_The request_.
Wherever the word "React" appears in the entries, copy the whole line.

_Information supplied_.
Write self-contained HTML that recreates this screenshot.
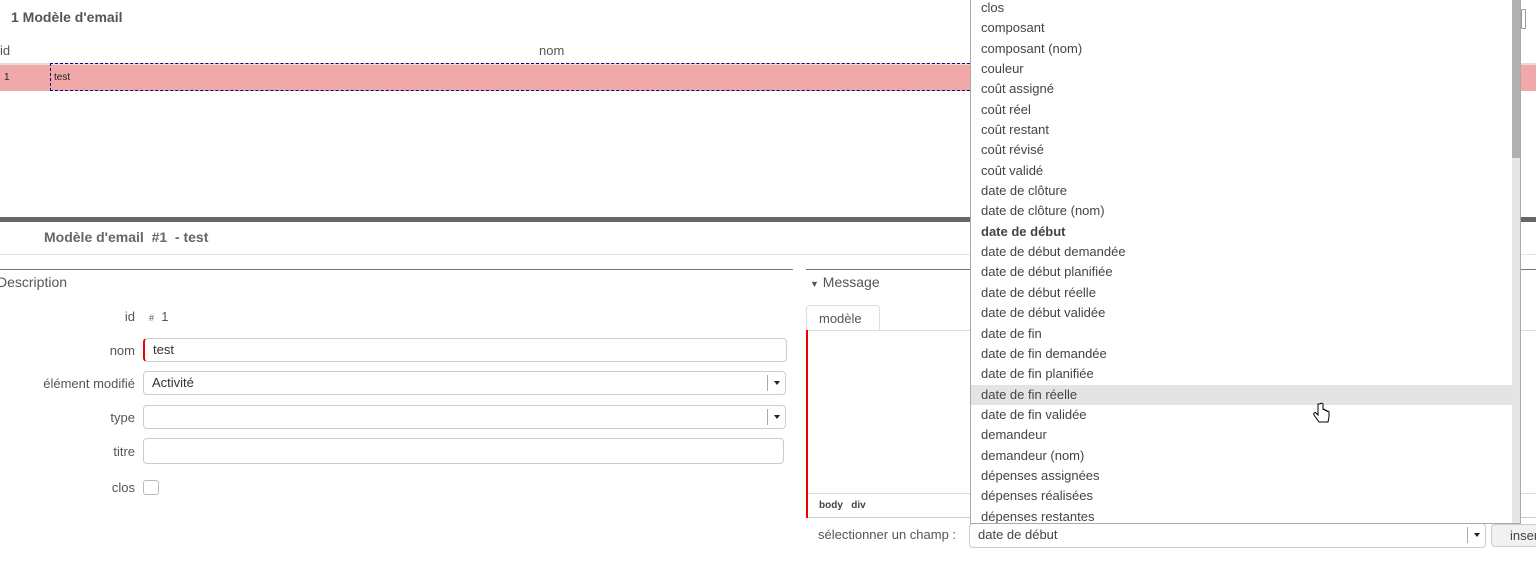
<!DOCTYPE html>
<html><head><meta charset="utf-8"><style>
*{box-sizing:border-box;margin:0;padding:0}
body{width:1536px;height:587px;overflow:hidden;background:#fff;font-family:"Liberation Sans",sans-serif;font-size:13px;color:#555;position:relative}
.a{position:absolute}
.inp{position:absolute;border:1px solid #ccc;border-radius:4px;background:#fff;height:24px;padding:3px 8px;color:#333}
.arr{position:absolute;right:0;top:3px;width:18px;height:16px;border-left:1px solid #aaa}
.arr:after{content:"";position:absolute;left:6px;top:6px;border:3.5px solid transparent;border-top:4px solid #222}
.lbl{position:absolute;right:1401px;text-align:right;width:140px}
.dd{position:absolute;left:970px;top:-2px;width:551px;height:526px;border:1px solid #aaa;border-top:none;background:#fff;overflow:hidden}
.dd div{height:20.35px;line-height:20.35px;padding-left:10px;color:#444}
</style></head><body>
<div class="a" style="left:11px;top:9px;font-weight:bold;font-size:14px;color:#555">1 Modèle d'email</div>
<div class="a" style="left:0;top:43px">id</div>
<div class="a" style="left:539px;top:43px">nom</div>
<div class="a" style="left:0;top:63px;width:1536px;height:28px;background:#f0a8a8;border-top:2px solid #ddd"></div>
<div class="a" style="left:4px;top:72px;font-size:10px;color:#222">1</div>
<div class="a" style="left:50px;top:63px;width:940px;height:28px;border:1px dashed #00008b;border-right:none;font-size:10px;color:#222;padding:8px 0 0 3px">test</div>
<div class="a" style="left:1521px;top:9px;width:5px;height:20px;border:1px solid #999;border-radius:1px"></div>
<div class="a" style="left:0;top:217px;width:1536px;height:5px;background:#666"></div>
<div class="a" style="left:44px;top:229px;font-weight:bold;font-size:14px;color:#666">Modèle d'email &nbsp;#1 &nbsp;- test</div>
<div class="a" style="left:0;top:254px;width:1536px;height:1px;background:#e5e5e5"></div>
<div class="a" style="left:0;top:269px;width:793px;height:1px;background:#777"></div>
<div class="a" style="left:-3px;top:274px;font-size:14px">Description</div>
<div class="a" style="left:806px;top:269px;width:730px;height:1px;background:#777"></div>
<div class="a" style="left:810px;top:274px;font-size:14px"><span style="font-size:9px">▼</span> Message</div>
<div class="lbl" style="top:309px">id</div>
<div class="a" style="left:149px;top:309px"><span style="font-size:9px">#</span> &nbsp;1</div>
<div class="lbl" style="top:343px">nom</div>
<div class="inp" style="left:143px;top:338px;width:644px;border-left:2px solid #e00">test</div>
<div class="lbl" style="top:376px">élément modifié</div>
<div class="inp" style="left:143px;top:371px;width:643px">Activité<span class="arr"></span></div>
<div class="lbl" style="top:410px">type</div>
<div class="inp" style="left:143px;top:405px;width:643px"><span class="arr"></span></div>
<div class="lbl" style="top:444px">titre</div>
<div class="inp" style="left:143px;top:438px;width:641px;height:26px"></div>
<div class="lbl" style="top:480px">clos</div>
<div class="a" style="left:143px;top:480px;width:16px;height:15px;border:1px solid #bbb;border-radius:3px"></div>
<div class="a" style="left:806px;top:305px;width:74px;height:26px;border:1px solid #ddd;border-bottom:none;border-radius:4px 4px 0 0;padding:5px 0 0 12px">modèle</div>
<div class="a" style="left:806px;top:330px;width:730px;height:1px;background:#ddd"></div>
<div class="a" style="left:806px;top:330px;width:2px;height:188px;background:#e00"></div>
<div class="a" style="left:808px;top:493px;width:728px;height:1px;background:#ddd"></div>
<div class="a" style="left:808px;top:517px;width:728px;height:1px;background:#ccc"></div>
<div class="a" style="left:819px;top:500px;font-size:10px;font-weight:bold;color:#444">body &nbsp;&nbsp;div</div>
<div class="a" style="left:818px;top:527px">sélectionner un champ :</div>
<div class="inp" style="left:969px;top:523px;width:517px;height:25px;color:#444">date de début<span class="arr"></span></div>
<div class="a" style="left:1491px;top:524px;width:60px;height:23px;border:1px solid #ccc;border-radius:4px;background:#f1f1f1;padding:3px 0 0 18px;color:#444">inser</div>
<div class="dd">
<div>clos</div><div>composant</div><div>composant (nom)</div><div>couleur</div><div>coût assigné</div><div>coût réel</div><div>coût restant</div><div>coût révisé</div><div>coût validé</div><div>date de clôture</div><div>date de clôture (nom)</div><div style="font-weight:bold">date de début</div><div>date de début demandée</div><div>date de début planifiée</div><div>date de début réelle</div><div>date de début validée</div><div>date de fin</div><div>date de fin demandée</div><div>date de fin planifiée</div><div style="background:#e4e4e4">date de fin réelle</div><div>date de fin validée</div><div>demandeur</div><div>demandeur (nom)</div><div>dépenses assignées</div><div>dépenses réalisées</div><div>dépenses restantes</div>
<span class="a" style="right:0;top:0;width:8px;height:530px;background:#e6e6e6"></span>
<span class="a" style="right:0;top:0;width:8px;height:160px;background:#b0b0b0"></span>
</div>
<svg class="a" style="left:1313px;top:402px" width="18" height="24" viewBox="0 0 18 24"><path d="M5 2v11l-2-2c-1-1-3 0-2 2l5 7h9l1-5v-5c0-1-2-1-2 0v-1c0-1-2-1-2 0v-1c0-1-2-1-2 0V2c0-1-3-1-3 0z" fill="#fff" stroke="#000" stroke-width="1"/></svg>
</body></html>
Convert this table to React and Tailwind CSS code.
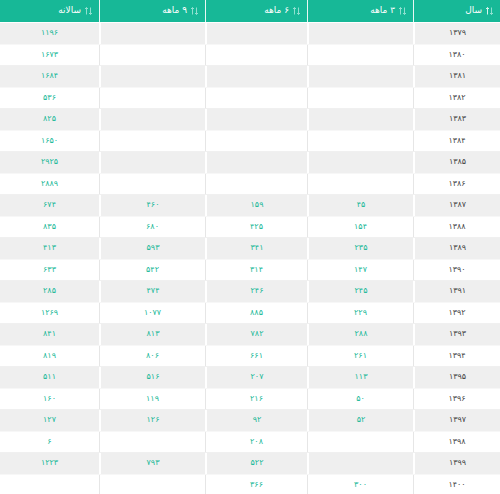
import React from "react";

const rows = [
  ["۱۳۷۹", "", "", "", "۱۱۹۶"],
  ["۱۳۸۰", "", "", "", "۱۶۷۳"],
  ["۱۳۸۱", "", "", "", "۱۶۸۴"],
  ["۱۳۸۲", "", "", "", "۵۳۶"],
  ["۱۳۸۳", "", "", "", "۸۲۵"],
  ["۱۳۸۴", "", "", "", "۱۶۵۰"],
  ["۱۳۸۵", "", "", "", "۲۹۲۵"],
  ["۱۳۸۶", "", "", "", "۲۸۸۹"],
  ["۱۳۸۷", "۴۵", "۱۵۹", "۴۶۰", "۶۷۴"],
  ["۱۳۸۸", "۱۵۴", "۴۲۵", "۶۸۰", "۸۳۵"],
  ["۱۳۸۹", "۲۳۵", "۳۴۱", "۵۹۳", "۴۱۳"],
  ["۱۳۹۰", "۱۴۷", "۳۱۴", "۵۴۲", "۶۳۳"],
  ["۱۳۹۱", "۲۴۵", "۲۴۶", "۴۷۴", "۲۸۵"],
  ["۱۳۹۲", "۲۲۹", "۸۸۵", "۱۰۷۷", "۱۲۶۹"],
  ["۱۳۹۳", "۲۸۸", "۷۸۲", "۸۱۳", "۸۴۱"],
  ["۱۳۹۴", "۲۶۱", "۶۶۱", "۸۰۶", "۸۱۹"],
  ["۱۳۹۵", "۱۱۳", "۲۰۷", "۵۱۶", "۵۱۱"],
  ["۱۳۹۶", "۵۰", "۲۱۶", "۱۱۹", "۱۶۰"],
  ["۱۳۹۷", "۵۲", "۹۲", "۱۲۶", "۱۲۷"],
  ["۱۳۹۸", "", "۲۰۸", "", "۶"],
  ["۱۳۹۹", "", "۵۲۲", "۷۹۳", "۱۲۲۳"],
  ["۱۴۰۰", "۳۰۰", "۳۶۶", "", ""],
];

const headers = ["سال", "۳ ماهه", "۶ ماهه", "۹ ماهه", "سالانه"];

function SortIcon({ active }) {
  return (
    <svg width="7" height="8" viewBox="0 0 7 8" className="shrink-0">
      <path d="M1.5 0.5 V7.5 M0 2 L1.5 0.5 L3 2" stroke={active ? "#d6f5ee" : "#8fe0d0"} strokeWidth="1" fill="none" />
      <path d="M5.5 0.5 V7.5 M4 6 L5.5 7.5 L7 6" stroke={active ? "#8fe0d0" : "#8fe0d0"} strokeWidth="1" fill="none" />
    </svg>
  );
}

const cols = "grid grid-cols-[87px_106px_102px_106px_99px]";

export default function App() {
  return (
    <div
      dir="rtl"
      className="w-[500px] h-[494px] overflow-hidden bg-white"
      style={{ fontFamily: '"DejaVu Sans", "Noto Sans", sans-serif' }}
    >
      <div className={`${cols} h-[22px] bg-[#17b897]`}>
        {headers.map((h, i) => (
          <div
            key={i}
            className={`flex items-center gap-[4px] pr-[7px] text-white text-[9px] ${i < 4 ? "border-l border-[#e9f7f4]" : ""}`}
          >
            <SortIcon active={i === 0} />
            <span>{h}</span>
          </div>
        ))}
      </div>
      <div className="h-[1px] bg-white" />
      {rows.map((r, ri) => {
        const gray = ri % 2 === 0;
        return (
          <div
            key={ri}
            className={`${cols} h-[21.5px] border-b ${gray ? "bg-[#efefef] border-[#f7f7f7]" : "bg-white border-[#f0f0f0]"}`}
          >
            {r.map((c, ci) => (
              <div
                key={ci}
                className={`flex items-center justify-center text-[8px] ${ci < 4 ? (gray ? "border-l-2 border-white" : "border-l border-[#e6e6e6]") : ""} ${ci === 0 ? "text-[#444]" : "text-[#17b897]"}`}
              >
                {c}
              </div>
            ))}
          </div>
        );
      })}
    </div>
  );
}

_Answer to this problem_.
Convert this table to React and Tailwind CSS code.
import React from "react";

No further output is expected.